Dataset extract:
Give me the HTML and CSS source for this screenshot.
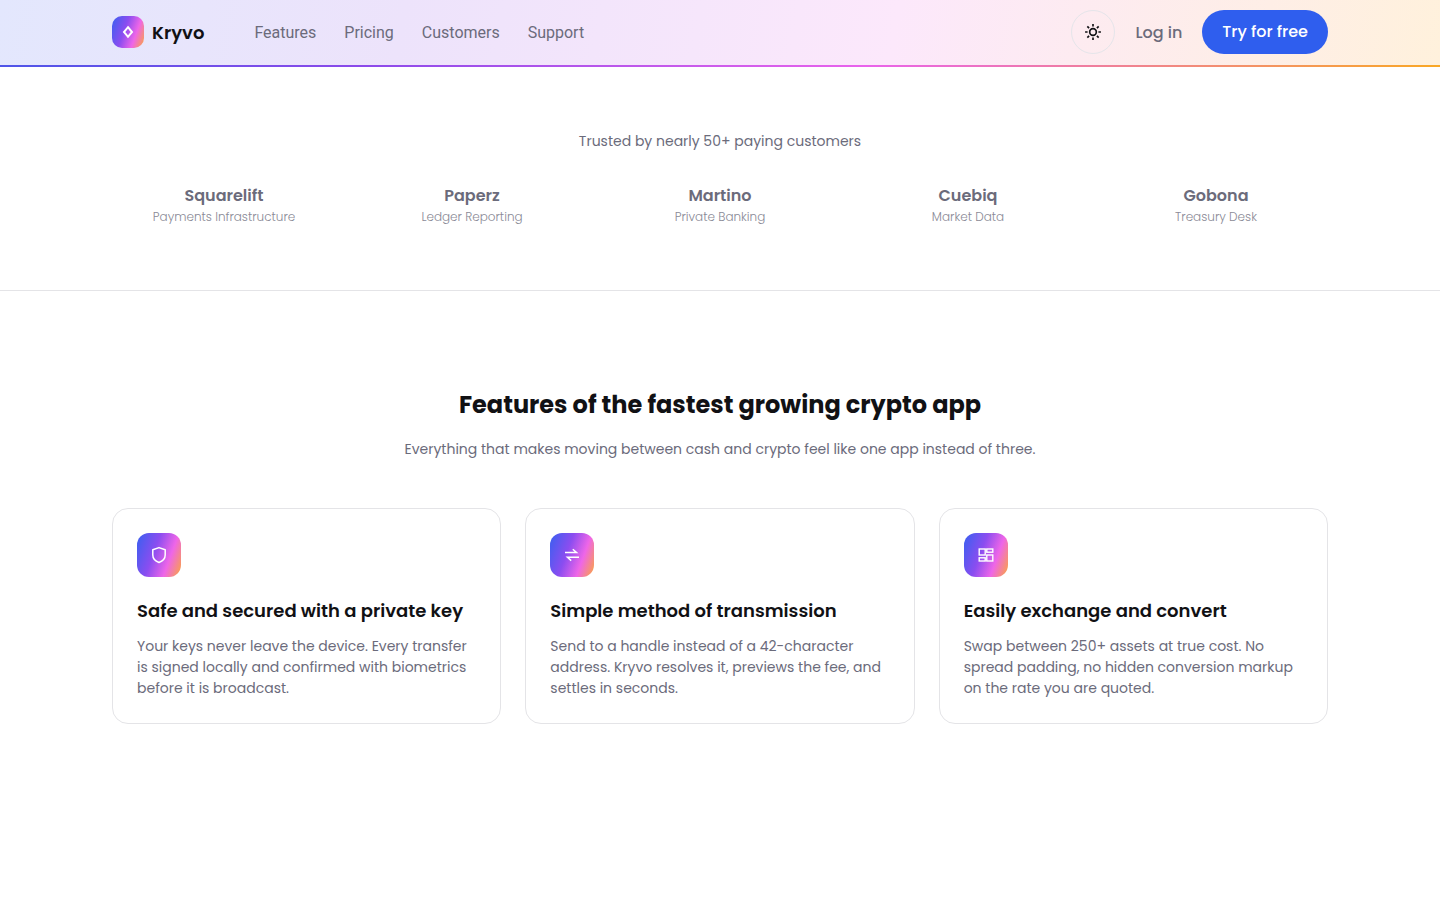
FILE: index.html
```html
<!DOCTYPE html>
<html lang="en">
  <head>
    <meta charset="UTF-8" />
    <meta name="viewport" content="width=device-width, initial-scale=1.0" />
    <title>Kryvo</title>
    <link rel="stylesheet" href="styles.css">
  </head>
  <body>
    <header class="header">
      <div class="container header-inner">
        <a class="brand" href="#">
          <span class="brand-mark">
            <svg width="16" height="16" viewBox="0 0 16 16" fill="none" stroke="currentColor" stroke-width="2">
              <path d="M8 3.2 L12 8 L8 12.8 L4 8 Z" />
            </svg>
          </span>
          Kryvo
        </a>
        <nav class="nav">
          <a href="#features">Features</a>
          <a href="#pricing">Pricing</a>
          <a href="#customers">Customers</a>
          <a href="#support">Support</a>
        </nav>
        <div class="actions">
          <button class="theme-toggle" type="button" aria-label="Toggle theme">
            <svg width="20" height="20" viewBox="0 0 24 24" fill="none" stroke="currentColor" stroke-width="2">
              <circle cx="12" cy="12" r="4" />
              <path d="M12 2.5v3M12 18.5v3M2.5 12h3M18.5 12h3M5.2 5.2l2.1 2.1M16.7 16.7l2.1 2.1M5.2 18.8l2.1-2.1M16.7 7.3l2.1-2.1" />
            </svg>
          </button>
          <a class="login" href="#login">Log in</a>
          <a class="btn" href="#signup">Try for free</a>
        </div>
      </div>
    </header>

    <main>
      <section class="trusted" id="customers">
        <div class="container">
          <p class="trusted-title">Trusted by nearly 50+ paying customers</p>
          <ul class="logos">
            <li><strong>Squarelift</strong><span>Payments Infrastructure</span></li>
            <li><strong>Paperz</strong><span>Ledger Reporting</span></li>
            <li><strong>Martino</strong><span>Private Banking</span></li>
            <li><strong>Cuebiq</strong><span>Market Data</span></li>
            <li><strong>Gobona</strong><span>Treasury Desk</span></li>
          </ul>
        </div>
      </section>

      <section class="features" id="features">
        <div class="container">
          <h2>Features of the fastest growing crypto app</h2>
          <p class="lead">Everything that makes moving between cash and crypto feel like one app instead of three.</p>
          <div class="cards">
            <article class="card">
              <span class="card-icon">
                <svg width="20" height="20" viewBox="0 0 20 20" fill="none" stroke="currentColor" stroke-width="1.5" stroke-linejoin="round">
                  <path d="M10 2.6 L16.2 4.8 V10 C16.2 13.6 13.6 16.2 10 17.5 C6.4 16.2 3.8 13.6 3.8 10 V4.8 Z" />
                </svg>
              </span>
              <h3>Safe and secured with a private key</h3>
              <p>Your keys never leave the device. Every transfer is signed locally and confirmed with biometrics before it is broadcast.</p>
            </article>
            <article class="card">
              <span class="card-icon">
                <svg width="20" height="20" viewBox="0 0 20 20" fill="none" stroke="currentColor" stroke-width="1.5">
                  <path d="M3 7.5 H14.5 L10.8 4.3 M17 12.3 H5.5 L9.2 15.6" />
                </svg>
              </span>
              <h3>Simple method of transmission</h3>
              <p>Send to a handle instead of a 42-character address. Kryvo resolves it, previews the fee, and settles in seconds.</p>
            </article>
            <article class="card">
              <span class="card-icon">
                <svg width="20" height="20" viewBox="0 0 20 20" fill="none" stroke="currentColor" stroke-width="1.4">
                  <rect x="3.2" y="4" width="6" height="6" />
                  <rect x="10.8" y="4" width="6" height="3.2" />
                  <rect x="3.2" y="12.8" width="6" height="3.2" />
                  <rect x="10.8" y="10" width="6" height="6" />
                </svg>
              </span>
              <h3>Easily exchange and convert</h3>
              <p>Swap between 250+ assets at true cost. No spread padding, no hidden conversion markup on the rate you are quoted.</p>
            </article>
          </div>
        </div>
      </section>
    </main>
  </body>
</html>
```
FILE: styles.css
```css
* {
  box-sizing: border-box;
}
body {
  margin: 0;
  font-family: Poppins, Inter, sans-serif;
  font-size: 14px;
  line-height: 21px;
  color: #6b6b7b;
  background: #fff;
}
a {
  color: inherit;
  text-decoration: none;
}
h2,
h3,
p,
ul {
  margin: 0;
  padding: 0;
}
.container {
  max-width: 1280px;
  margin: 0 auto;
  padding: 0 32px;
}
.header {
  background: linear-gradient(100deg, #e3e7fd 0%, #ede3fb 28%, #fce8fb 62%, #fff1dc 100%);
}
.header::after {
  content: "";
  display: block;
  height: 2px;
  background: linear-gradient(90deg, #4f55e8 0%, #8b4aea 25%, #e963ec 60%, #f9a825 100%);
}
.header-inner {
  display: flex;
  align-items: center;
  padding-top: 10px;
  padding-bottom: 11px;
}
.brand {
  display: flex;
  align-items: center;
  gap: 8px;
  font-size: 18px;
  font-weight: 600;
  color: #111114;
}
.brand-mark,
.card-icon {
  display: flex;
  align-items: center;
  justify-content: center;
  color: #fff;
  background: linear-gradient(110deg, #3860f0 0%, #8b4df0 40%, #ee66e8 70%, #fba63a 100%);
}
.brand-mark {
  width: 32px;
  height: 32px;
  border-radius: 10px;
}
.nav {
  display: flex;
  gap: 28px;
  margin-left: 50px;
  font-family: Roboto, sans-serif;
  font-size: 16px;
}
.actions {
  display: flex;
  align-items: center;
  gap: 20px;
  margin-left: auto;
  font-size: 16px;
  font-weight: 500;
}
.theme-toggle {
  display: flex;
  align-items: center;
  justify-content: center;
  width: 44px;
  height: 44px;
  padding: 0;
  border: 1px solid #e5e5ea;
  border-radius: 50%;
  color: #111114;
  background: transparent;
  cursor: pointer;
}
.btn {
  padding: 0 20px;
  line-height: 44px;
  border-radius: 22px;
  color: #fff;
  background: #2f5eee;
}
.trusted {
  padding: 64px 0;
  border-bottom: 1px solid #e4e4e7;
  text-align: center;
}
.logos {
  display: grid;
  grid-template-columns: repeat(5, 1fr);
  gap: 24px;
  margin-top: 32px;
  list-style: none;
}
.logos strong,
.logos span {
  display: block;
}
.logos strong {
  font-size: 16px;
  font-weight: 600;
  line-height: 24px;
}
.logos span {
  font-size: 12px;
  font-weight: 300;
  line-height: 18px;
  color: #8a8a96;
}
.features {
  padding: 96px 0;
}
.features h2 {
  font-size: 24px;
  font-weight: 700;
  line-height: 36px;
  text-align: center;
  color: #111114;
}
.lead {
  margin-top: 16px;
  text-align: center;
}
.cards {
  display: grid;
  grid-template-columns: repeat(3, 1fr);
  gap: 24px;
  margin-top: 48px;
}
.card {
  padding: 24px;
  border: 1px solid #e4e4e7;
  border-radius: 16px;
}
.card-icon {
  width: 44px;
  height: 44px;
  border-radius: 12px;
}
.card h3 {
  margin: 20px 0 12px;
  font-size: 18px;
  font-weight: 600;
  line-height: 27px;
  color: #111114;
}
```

Problem details: Copy out the whole listing exactly, and don't carry over any pictures.

Exercise answer:
Give me the HTML and CSS source for this screenshot.
FILE: index.html
```html
<!DOCTYPE html>
<html lang="en">
  <head>
    <meta charset="UTF-8" />
    <meta name="viewport" content="width=device-width, initial-scale=1.0" />
    <title>Kryvo</title>
    <link rel="stylesheet" href="styles.css">
  </head>
  <body>
    <header class="header">
      <div class="container header-inner">
        <a class="brand" href="#">
          <span class="brand-mark">
            <svg width="16" height="16" viewBox="0 0 16 16" fill="none" stroke="currentColor" stroke-width="2">
              <path d="M8 3.2 L12 8 L8 12.8 L4 8 Z" />
            </svg>
          </span>
          Kryvo
        </a>
        <nav class="nav">
          <a href="#features">Features</a>
          <a href="#pricing">Pricing</a>
          <a href="#customers">Customers</a>
          <a href="#support">Support</a>
        </nav>
        <div class="actions">
          <button class="theme-toggle" type="button" aria-label="Toggle theme">
            <svg width="20" height="20" viewBox="0 0 24 24" fill="none" stroke="currentColor" stroke-width="2">
              <circle cx="12" cy="12" r="4" />
              <path d="M12 2.5v3M12 18.5v3M2.5 12h3M18.5 12h3M5.2 5.2l2.1 2.1M16.7 16.7l2.1 2.1M5.2 18.8l2.1-2.1M16.7 7.3l2.1-2.1" />
            </svg>
          </button>
          <a class="login" href="#login">Log in</a>
          <a class="btn" href="#signup">Try for free</a>
        </div>
      </div>
    </header>

    <main>
      <section class="trusted" id="customers">
        <div class="container">
          <p class="trusted-title">Trusted by nearly 50+ paying customers</p>
          <ul class="logos">
            <li><strong>Squarelift</strong><span>Payments Infrastructure</span></li>
            <li><strong>Paperz</strong><span>Ledger Reporting</span></li>
            <li><strong>Martino</strong><span>Private Banking</span></li>
            <li><strong>Cuebiq</strong><span>Market Data</span></li>
            <li><strong>Gobona</strong><span>Treasury Desk</span></li>
          </ul>
        </div>
      </section>

      <section class="features" id="features">
        <div class="container">
          <h2>Features of the fastest growing crypto app</h2>
          <p class="lead">Everything that makes moving between cash and crypto feel like one app instead of three.</p>
          <div class="cards">
            <article class="card">
              <span class="card-icon">
                <svg width="20" height="20" viewBox="0 0 20 20" fill="none" stroke="currentColor" stroke-width="1.5" stroke-linejoin="round">
                  <path d="M10 2.6 L16.2 4.8 V10 C16.2 13.6 13.6 16.2 10 17.5 C6.4 16.2 3.8 13.6 3.8 10 V4.8 Z" />
                </svg>
              </span>
              <h3>Safe and secured with a private key</h3>
              <p>Your keys never leave the device. Every transfer is signed locally and confirmed with biometrics before it is broadcast.</p>
            </article>
            <article class="card">
              <span class="card-icon">
                <svg width="20" height="20" viewBox="0 0 20 20" fill="none" stroke="currentColor" stroke-width="1.5">
                  <path d="M3 7.5 H14.5 L10.8 4.3 M17 12.3 H5.5 L9.2 15.6" />
                </svg>
              </span>
              <h3>Simple method of transmission</h3>
              <p>Send to a handle instead of a 42-character address. Kryvo resolves it, previews the fee, and settles in seconds.</p>
            </article>
            <article class="card">
              <span class="card-icon">
                <svg width="20" height="20" viewBox="0 0 20 20" fill="none" stroke="currentColor" stroke-width="1.4">
                  <rect x="3.2" y="4" width="6" height="6" />
                  <rect x="10.8" y="4" width="6" height="3.2" />
                  <rect x="3.2" y="12.8" width="6" height="3.2" />
                  <rect x="10.8" y="10" width="6" height="6" />
                </svg>
              </span>
              <h3>Easily exchange and convert</h3>
              <p>Swap between 250+ assets at true cost. No spread padding, no hidden conversion markup on the rate you are quoted.</p>
            </article>
          </div>
        </div>
      </section>
    </main>
  </body>
</html>
```
FILE: styles.css
```css
* {
  box-sizing: border-box;
}
body {
  margin: 0;
  font-family: Poppins, Inter, sans-serif;
  font-size: 14px;
  line-height: 21px;
  color: #6b6b7b;
  background: #fff;
}
a {
  color: inherit;
  text-decoration: none;
}
h2,
h3,
p,
ul {
  margin: 0;
  padding: 0;
}
.container {
  max-width: 1280px;
  margin: 0 auto;
  padding: 0 32px;
}
.header {
  background: linear-gradient(100deg, #e3e7fd 0%, #ede3fb 28%, #fce8fb 62%, #fff1dc 100%);
}
.header::after {
  content: "";
  display: block;
  height: 2px;
  background: linear-gradient(90deg, #4f55e8 0%, #8b4aea 25%, #e963ec 60%, #f9a825 100%);
}
.header-inner {
  display: flex;
  align-items: center;
  padding-top: 10px;
  padding-bottom: 11px;
}
.brand {
  display: flex;
  align-items: center;
  gap: 8px;
  font-size: 18px;
  font-weight: 600;
  color: #111114;
}
.brand-mark,
.card-icon {
  display: flex;
  align-items: center;
  justify-content: center;
  color: #fff;
  background: linear-gradient(110deg, #3860f0 0%, #8b4df0 40%, #ee66e8 70%, #fba63a 100%);
}
.brand-mark {
  width: 32px;
  height: 32px;
  border-radius: 10px;
}
.nav {
  display: flex;
  gap: 28px;
  margin-left: 50px;
  font-family: Roboto, sans-serif;
  font-size: 16px;
}
.actions {
  display: flex;
  align-items: center;
  gap: 20px;
  margin-left: auto;
  font-size: 16px;
  font-weight: 500;
}
.theme-toggle {
  display: flex;
  align-items: center;
  justify-content: center;
  width: 44px;
  height: 44px;
  padding: 0;
  border: 1px solid #e5e5ea;
  border-radius: 50%;
  color: #111114;
  background: transparent;
  cursor: pointer;
}
.btn {
  padding: 0 20px;
  line-height: 44px;
  border-radius: 22px;
  color: #fff;
  background: #2f5eee;
}
.trusted {
  padding: 64px 0;
  border-bottom: 1px solid #e4e4e7;
  text-align: center;
}
.logos {
  display: grid;
  grid-template-columns: repeat(5, 1fr);
  gap: 24px;
  margin-top: 32px;
  list-style: none;
}
.logos strong,
.logos span {
  display: block;
}
.logos strong {
  font-size: 16px;
  font-weight: 600;
  line-height: 24px;
}
.logos span {
  font-size: 12px;
  font-weight: 300;
  line-height: 18px;
  color: #8a8a96;
}
.features {
  padding: 96px 0;
}
.features h2 {
  font-size: 24px;
  font-weight: 700;
  line-height: 36px;
  text-align: center;
  color: #111114;
}
.lead {
  margin-top: 16px;
  text-align: center;
}
.cards {
  display: grid;
  grid-template-columns: repeat(3, 1fr);
  gap: 24px;
  margin-top: 48px;
}
.card {
  padding: 24px;
  border: 1px solid #e4e4e7;
  border-radius: 16px;
}
.card-icon {
  width: 44px;
  height: 44px;
  border-radius: 12px;
}
.card h3 {
  margin: 20px 0 12px;
  font-size: 18px;
  font-weight: 600;
  line-height: 27px;
  color: #111114;
}
```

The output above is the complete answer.